The only way for Christianity to stop this is to answer the questions about theology's claims that create a lot of problems that seem to indicate God does not exist.  You do not have to preach to demonstrate the problems of God can be dealt with and that there is good hard evidence God does in fact exist.

I myself am satisfied that the evidence that each new generation is far more non-religious and skeptical than the preceding generation and that this is going to become a massive problem for religion in the future.

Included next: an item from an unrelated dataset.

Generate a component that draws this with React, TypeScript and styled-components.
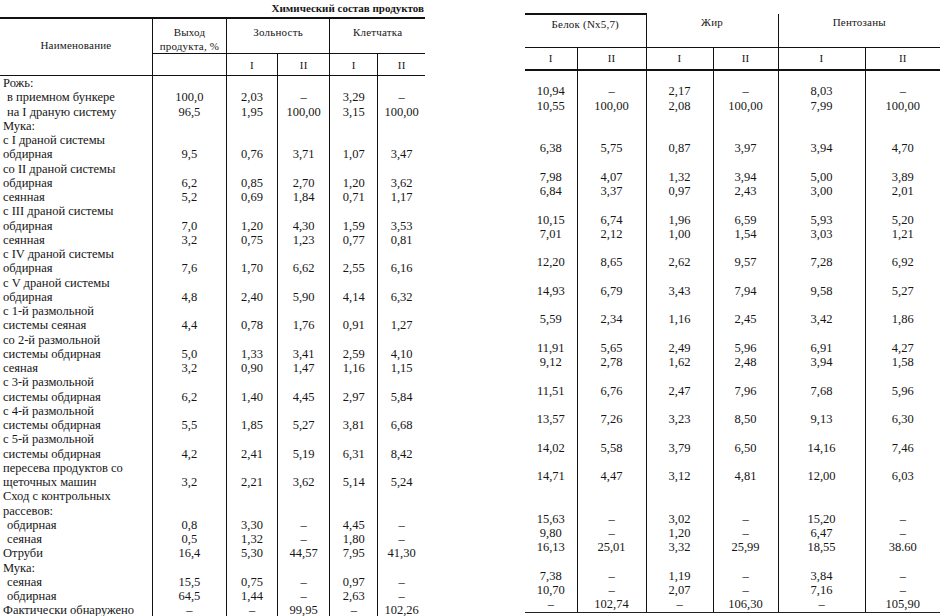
import React from "react";
import styled, { createGlobalStyle } from "styled-components";

const Global = createGlobalStyle`
  html, body {
    margin: 0;
    padding: 0;
    background: #fff;
  }
  body {
    font-family: "Liberation Serif", "Times New Roman", serif;
    color: #161616;
  }
`;

const Spread = styled.div`
  display: flex;
  align-items: flex-start;
  width: 949px;
  height: 616px;
  overflow: hidden;
  background: #fff;
`;

const LeftPage = styled.div`
  width: 425px;
  display: flex;
  flex-direction: column;
`;

const RightPage = styled.div`
  width: 415px;
  margin-left: 100px;
  padding-top: 13px;
`;

const Title = styled.div`
  height: 17px;
  line-height: 17px;
  text-align: right;
  font-size: 11px;
  font-weight: bold;
  padding-right: 1px;
`;

const Table = styled.table`
  border-collapse: collapse;
  table-layout: fixed;
  width: 100%;
`;

const HeadRow = styled.tr<{ $h: number }>`
  height: ${(p) => p.$h}px;
`;

const Head = styled.th<{ $line?: boolean; $top?: boolean; $under?: number; $valign?: string; $pt?: number; $pb?: number }>`
  padding: ${(p) => p.$pt ?? 0}px 0 ${(p) => p.$pb ?? 0}px;
  font-weight: normal;
  font-size: 11px;
  line-height: 14px;
  letter-spacing: 0.2px;
  text-align: center;
  vertical-align: ${(p) => p.$valign || "top"};
  border-left: ${(p) => (p.$line ? "1.5px solid #111" : "none")};
  border-top: ${(p) => (p.$top ? "2px solid #111" : "none")};
  border-bottom: ${(p) => (p.$under ? `${p.$under}px solid #111` : "none")};
`;

const Row = styled.tr`
  height: 14.25px;
`;

const Name = styled.td<{ $sub?: boolean; $last?: boolean }>`
  padding: 0 0 0 ${(p) => (p.$sub ? 7 : 3)}px;
  font-size: 12.5px;
  line-height: 14.25px;
  white-space: nowrap;
  overflow: hidden;
  border-bottom: ${(p) => (p.$last ? "1.5px solid #222" : "none")};
`;

const Cell = styled.td<{ $line?: boolean; $last?: boolean }>`
  padding: 0;
  font-size: 12.5px;
  line-height: 14.25px;
  text-align: center;
  white-space: nowrap;
  border-left: ${(p) => (p.$line ? "1.5px solid #111" : "none")};
  border-bottom: ${(p) => (p.$last ? "1.5px solid #222" : "none")};
`;

type Line = { name: string; sub?: boolean; left?: string[]; right?: string[] };

const d = "–";

const lines: Line[] = [
  { name: "Рожь:" },
  { name: "в приемном бункере", sub: true, left: ["100,0", "2,03", d, "3,29", d], right: ["10,94", d, "2,17", d, "8,03", d] },
  { name: "на I драную систему", sub: true, left: ["96,5", "1,95", "100,00", "3,15", "100,00"], right: ["10,55", "100,00", "2,08", "100,00", "7,99", "100,00"] },
  { name: "Мука:" },
  { name: "с I драной системы" },
  { name: "обдирная", left: ["9,5", "0,76", "3,71", "1,07", "3,47"], right: ["6,38", "5,75", "0,87", "3,97", "3,94", "4,70"] },
  { name: "со II драной системы" },
  { name: "обдирная", left: ["6,2", "0,85", "2,70", "1,20", "3,62"], right: ["7,98", "4,07", "1,32", "3,94", "5,00", "3,89"] },
  { name: "сеянная", left: ["5,2", "0,69", "1,84", "0,71", "1,17"], right: ["6,84", "3,37", "0,97", "2,43", "3,00", "2,01"] },
  { name: "с III драной системы" },
  { name: "обдирная", left: ["7,0", "1,20", "4,30", "1,59", "3,53"], right: ["10,15", "6,74", "1,96", "6,59", "5,93", "5,20"] },
  { name: "сеянная", left: ["3,2", "0,75", "1,23", "0,77", "0,81"], right: ["7,01", "2,12", "1,00", "1,54", "3,03", "1,21"] },
  { name: "с IV драной системы" },
  { name: "обдирная", left: ["7,6", "1,70", "6,62", "2,55", "6,16"], right: ["12,20", "8,65", "2,62", "9,57", "7,28", "6,92"] },
  { name: "с V драной системы" },
  { name: "обдирная", left: ["4,8", "2,40", "5,90", "4,14", "6,32"], right: ["14,93", "6,79", "3,43", "7,94", "9,58", "5,27"] },
  { name: "с 1-й размольной" },
  { name: "системы сеяная", left: ["4,4", "0,78", "1,76", "0,91", "1,27"], right: ["5,59", "2,34", "1,16", "2,45", "3,42", "1,86"] },
  { name: "со 2-й размольной" },
  { name: "системы обдирная", left: ["5,0", "1,33", "3,41", "2,59", "4,10"], right: ["11,91", "5,65", "2,49", "5,96", "6,91", "4,27"] },
  { name: "сеяная", left: ["3,2", "0,90", "1,47", "1,16", "1,15"], right: ["9,12", "2,78", "1,62", "2,48", "3,94", "1,58"] },
  { name: "с 3-й размольной" },
  { name: "системы обдирная", left: ["6,2", "1,40", "4,45", "2,97", "5,84"], right: ["11,51", "6,76", "2,47", "7,96", "7,68", "5,96"] },
  { name: "с 4-й размольной" },
  { name: "системы обдирная", left: ["5,5", "1,85", "5,27", "3,81", "6,68"], right: ["13,57", "7,26", "3,23", "8,50", "9,13", "6,30"] },
  { name: "с 5-й размольной" },
  { name: "системы обдирная", left: ["4,2", "2,41", "5,19", "6,31", "8,42"], right: ["14,02", "5,58", "3,79", "6,50", "14,16", "7,46"] },
  { name: "пересева продуктов со" },
  { name: "щеточных машин", left: ["3,2", "2,21", "3,62", "5,14", "5,24"], right: ["14,71", "4,47", "3,12", "4,81", "12,00", "6,03"] },
  { name: "Сход с контрольных" },
  { name: "рассевов:" },
  { name: "обдирная", sub: true, left: ["0,8", "3,30", d, "4,45", d], right: ["15,63", d, "3,02", d, "15,20", d] },
  { name: "сеяная", sub: true, left: ["0,5", "1,32", d, "1,80", d], right: ["9,80", d, "1,20", d, "6,47", d] },
  { name: "Отруби", left: ["16,4", "5,30", "44,57", "7,95", "41,30"], right: ["16,13", "25,01", "3,32", "25,99", "18,55", "38.60"] },
  { name: "Мука:" },
  { name: "сеяная", sub: true, left: ["15,5", "0,75", d, "0,97", d], right: ["7,38", d, "1,19", d, "3,84", d] },
  { name: "обдирная", sub: true, left: ["64,5", "1,44", d, "2,63", d], right: ["10,70", d, "2,07", d, "7,16", d] },
  { name: "Фактически обнаружено", left: [d, d, "99,95", d, "102,26"], right: [d, "102,74", d, "106,30", d, "105,90"] },
];

const leftCols = [152, 74, 51, 52, 48, 47];
const rightCols = [52, 69, 67, 65, 87, 75];

const ProductsTable = () => (
  <LeftPage>
    <Title>Химический состав продуктов</Title>
    <Table>
      <colgroup>
        {leftCols.map((w, i) => (
          <col key={i} style={{ width: w }} />
        ))}
      </colgroup>
      <thead>
        <HeadRow $h={35}>
          <Head rowSpan={2} $top $under={1.5} $valign="middle" $pb={4}>
            Наименование
          </Head>
          <Head $line $top $under={1} $pt={6}>
            Выход
            <br />
            продукта, %
          </Head>
          <Head colSpan={2} $line $top $under={1} $pt={6}>
            Зольность
          </Head>
          <Head colSpan={2} $line $top $under={1} $pt={6}>
            Клетчатка
          </Head>
        </HeadRow>
        <HeadRow $h={22}>
          <Head $line $under={1.5} $valign="middle" />
          <Head $line $under={1.5} $valign="middle">I</Head>
          <Head $line $under={1.5} $valign="middle">II</Head>
          <Head $line $under={1.5} $valign="middle">I</Head>
          <Head $line $under={1.5} $valign="middle">II</Head>
        </HeadRow>
      </thead>
      <tbody>
        {lines.map((l, i) => {
          const last = i === lines.length - 1;
          return (
            <Row key={i}>
              <Name $sub={l.sub} $last={last}>{l.name}</Name>
              {[0, 1, 2, 3, 4].map((c) => (
                <Cell key={c} $line $last={last}>
                  {l.left ? l.left[c] : ""}
                </Cell>
              ))}
            </Row>
          );
        })}
      </tbody>
    </Table>
  </LeftPage>
);

const groups = ["Белок (Nx5,7)", "Жир", "Пентозаны"];

const CompositionTable = () => (
  <RightPage>
    <Table>
      <colgroup>
        {rightCols.map((w, i) => (
          <col key={i} style={{ width: w }} />
        ))}
      </colgroup>
      <thead>
        <HeadRow $h={33}>
          {groups.map((g, i) => (
            <Head key={g} colSpan={2} $line={i > 0} $top={i === 0} $under={1.5} $pt={i === 0 ? 2 : 1}>
              {g}
            </Head>
          ))}
        </HeadRow>
        <HeadRow $h={23}>
          {[0, 1, 2, 3, 4, 5].map((c) => (
            <Head key={c} $line={c > 0} $under={2} $valign="middle">
              {c % 2 === 0 ? "I" : "II"}
            </Head>
          ))}
        </HeadRow>
      </thead>
      <tbody>
        {lines.map((l, i) => {
          const last = i === lines.length - 1;
          return (
            <Row key={i}>
              {[0, 1, 2, 3, 4, 5].map((c) => (
                <Cell key={c} $line={c > 0} $last={last}>
                  {l.right ? l.right[c] : ""}
                </Cell>
              ))}
            </Row>
          );
        })}
      </tbody>
    </Table>
  </RightPage>
);

export default function App() {
  return (
    <>
      <Global />
      <Spread>
        <ProductsTable />
        <CompositionTable />
      </Spread>
    </>
  );
}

https://www.barna.com/research/atheism-d...eration-z/

More than any other generation before them, Gen Z does not assert a religious identity. They might be drawn to things spiritual, but with a vastly different starting point from previous generations, many of whom received a basic education on the Bible and Christianity. And it shows: The percentage of Gen Z that identifies as atheist is double that of the U.S. adult population. To examine the culture, beliefs and motivations shaping this next generation, Barna conducted a major study in partnership with Impact 360 Institute, now available in the brand new Gen Z report. In this release, we take a look at their views on faith, truth and the church in a time of growing religious apathy.

...
So what has led to this precipitous falling off? Barna asked non-Christians of all ages about their biggest barriers to faith. Gen Z nonbelievers have much in common with their older counterparts in this regard, but a few differences stand out. Teens, along with young adults, are more likely than older Americans to say the problem of evil and suffering is a deal breaker for them. It appears that today’s youth, like so many throughout history, struggle to find a compelling argument for the existence of both evil and a good and loving God.
...

The problem of evil is becoming a big deal breaker for many and this will only get worse as time goes on.

again by the numbers of the us census from 2000 to 2008 or 9 there was no change beyond the margin of error. we have yet to compile the census of 2020. everything else is conjecture and speculation.

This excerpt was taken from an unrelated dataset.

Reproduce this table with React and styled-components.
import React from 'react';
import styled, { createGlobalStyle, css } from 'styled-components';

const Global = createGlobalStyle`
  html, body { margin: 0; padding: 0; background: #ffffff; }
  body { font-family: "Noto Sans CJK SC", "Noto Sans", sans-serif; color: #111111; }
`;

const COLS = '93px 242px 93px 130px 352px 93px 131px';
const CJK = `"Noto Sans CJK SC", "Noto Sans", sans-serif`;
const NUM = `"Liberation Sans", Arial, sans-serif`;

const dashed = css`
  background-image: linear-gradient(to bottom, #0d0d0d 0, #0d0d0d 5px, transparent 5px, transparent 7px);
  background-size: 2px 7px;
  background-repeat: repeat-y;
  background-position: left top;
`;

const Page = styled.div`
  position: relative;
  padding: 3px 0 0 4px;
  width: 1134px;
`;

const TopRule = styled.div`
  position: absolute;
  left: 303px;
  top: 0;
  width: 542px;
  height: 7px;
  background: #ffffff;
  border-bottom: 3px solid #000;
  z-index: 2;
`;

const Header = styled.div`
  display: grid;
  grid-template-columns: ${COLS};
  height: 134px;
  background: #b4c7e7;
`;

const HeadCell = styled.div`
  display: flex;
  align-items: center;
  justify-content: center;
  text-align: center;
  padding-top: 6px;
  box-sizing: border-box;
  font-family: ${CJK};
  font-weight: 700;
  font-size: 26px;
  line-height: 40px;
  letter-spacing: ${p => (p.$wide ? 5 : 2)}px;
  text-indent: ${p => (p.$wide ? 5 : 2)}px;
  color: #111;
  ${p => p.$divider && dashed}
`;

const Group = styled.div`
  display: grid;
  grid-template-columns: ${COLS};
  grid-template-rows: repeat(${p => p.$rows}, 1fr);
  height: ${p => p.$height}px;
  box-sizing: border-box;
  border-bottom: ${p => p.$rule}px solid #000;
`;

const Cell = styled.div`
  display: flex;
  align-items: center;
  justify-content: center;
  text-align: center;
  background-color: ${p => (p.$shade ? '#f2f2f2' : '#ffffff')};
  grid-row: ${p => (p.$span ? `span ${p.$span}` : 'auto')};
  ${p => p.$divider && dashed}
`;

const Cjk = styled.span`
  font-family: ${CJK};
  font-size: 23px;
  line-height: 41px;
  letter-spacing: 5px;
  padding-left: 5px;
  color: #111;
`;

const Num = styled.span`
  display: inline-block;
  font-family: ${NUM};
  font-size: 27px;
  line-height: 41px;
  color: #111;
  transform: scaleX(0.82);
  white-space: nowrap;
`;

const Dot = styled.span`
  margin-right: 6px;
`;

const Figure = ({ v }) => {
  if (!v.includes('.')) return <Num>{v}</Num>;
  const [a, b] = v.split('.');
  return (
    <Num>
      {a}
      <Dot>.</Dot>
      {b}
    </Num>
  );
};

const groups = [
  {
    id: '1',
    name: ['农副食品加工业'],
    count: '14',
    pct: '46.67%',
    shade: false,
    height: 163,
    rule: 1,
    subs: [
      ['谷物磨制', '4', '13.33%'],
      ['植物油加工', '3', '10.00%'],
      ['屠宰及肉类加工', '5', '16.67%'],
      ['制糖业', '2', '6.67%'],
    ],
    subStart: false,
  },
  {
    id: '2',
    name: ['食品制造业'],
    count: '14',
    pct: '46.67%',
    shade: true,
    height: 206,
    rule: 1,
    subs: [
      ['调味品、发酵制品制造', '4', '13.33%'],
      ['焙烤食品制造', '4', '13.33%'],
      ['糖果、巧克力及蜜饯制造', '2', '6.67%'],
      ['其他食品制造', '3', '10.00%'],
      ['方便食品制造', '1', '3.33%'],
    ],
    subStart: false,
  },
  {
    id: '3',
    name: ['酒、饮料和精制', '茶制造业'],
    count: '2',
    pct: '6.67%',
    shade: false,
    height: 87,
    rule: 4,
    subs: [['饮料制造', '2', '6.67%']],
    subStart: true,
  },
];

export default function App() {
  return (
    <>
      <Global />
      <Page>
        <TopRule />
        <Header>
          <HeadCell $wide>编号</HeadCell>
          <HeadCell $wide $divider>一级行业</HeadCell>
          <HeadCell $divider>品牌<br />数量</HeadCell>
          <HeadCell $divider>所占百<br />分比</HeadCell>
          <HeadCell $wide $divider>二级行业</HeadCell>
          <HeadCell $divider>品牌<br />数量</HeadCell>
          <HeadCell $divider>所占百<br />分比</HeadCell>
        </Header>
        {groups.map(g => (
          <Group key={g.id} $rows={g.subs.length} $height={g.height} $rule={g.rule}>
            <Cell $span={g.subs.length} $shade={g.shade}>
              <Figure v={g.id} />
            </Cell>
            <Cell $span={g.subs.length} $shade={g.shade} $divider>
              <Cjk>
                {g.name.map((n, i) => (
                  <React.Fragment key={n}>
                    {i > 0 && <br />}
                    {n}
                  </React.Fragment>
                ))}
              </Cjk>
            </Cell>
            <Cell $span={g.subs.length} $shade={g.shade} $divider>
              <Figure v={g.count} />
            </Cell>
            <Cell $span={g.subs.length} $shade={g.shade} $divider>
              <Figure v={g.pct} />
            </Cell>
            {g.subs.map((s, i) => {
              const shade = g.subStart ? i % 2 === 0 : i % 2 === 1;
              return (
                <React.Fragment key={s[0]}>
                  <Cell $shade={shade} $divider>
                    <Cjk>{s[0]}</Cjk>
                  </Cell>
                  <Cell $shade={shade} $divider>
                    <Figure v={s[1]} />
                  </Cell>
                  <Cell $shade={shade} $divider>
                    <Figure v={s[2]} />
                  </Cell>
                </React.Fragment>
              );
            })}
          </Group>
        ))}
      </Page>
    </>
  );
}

Ohhhhh, bollocks!  See Free's post #70.  When one does not cherry pick a few numbers like you indulge in here, the churches in the USA definitely show losses over the recent years.  You are a silly person.

the church in the us shows no discernable loss between 2001 and 2008 the last most recent census numbers available. I have posted the actual spreadsheet used by the US census that shows no loss greater than the total margin of error meaning the church numbers have not dipped below the margin of error the census claims is possible i their efforts recording this data.. EVERYTHING ELSE IS SPECULATION! the only significant loss in the church was 20 years ago when we where in the middle of the greatest generation dying off. since then the numbers have been stable. meaning not even a whole percentage point on way or the other.

click on line 75
https://www.census.gov/library/publicati...ation.html

why is this so hard for you to accept it is the truth as far as the national numbers to this country are concerned.